The accumulating evidence regarding the possible effect of age on AV advantage is somewhat contradictory. In several studies, older adults have been reported to show an AV speech advantage that is either comparable to or greater than that of younger adults when the visual stimuli were clear (Gordon & Allen, 2009; Sommers et al., 2005; Stevenson et al., 2015; Tye-Murray et al., 2010). However, in other studies older adults have been reported to show a smaller AV speech advantage than younger adults (Gordon & Allen, 2009; Legault, Gagné, Rhoualem, & Anderson-Gosselin, 2010; Stevenson et al., 2015; Tye-Murray et al., 2010). The differences found regarding the existence and nature of the age effect have been attributed to different variables, such as the favorability of the listening conditions (e.g., Tye-Murray et al., 2016), the clarity of the visual input (e.g., Gordon & Allen, 2009; Tye-Murray, Spehar, Myerson, Sommers, & Hale, 2011) or the complexity of the speech signal (Stevenson et al., 2015).

In the present study, we tested A and AV speech recognition at different SNR levels and analyzed the individual performance at the SNR levels that yield 50%-correct word recognition for each participant. This adjustable method reviled no group differences in the visual enhancement found, suggesting no significant effect of either age or linguistic competence on the size of the AV advantage.

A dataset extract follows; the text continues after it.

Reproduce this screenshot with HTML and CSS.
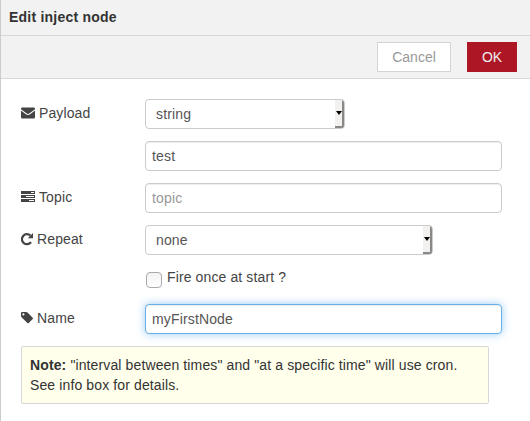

Moreover, some previous studies have suggested that one should exercise caution when attempting to attribute age differences in the AV speech advantage to age differences in integration ability (Sommers et al., 2005; Tye-Murray et al., 2010; Tye-Murray et al., 2016). Measures of the difference between AV and unimodal performance can tell a decidedly different story depending on which unimodal condition is taken as the baseline. In a recent study conducted by Tye-Murray et al. (2016), the effects of the clarity of the visual speech signal on the AV speech advantage as well as on visual-only speech recognition were examined in adults from a wide range of age (22 to 92). These investigators varied both the intelligibility of the visual signal by blurring it, and the intelligibility of the auditory signal by varying the SNR. Their results suggest that AV speech recognition is independent of age, once age differences in unimodal performance, both auditory and visual, have been taken into account.

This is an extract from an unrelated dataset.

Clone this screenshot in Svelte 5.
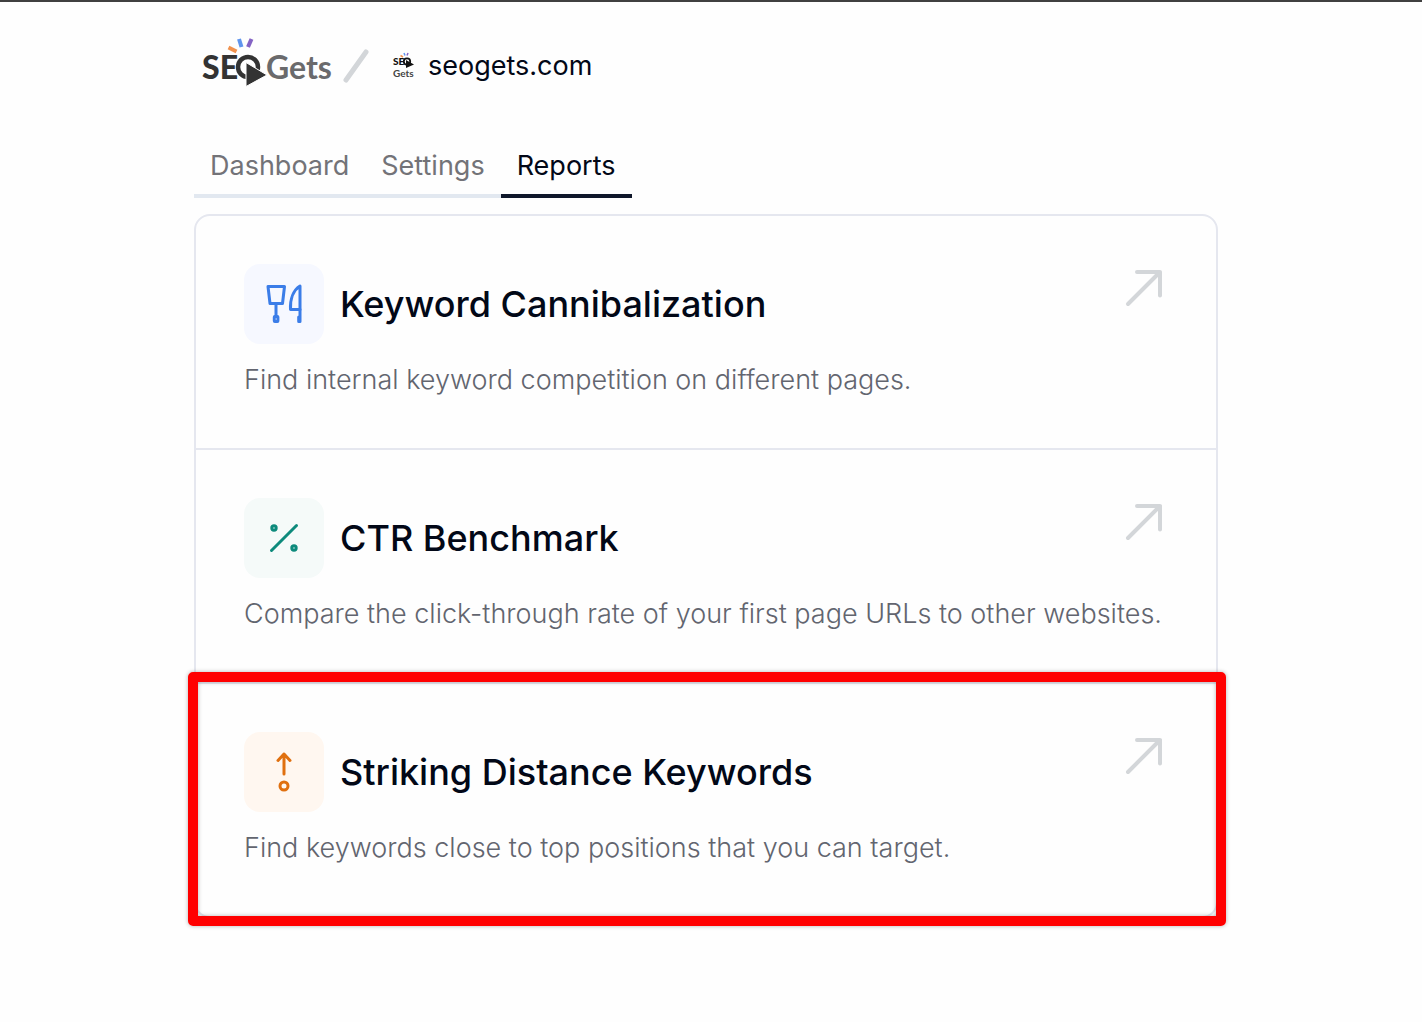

Finally, it should be noted that our target sentences were semantically anomalous. It could be that the pattern of results found here might differ if more meaningful sentences were used. Some studies have indicated, for instance, that older adults might benefit more from context than younger adults (e.g., Pichora-Fuller, Schneider, & Daneman, 1995; Speranza, Daneman, & Schneider, 2000). In a recent study using speech-shaped noise as a masker with younger and older adults, Smayda, Van Engen, Maddox, & Chandrasekaran (2016) found that both younger and older adults benefitted to the same extent from the addition of visual information to an audio-only presentation for both high- and low-context sentences, but that the AV advantage was higher for the high-context sentences than it was for the low-context sentences. It would be interesting to determine whether the same result would hold for maskers with a greater amount of informational content (babble and speech maskers) than that of a noise masker.

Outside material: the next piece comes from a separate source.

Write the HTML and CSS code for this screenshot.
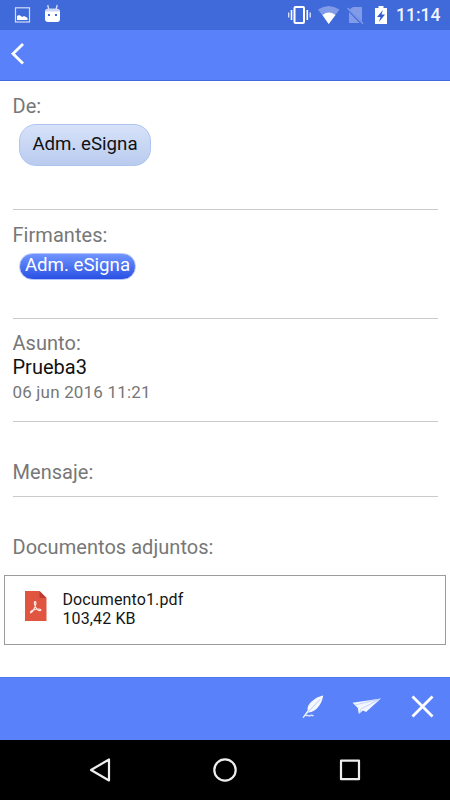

In conclusion, the present study indicates that (1) the AV advantage is greater for maskers with a higher informational content (babble and/or speech) than for those without informational content (i.e., steady-state speech-spectrum noise); (2) there is no evidence that the size of the audiovisual advantage depends on the age or linguistic competence of the listener when the target sentences are anomalous; and (3) the difference in the slopes of the psychometric functions between our A and AV conditions was considerably greater for the masker with the highest level of informational content (the speech masker).

Appendix

Schneider et al. (2015) showed that a standard ANCOVA in a mixed between-subjects and within-subjects design only yields valid results when two assumptions are met: (1) The slope of the line relating the dependent variable to each of the covariates is the same for each population of subjects, and (2) the expected values of the covariates do not differ across the different populations of subjects. We tested for homogeneity of the slopes across groups by averaging the thresholds and slope parameters across the six within-subjects conditions for each person, and then tested the null hypothesis that the slopes were equivalent for the three groups. We could not reject the null hypothesis that the slopes of the lines relating Nelson–Denny scores and Mill Hill vocabulary scores were the same in each of the three populations (YEL1s, OEL1s, and YEL2s) either for thresholds, F(4, 61) = 1.59, p = .19, or for sigma values, F(4, 61) < 1.0. Hence, we concluded that the first condition for conducting a standard ANCOVA on this mixed design was met. However, there was ample evidence for the second condition, that the expected values of the covariates differed across the populations [for Mill Hill, F(2, 69) = 46.208, p < .001; for Nelson–Denny, F(2, 69) = 17.818, p < .001]. Hence, we followed the recommendations of Schneider et al. (2015) for proceeding with an ANCOVA in this case.

Composite tables of the effects are presented in Table 3, for the threshold analyses, and in Table 5, for the slope analyses.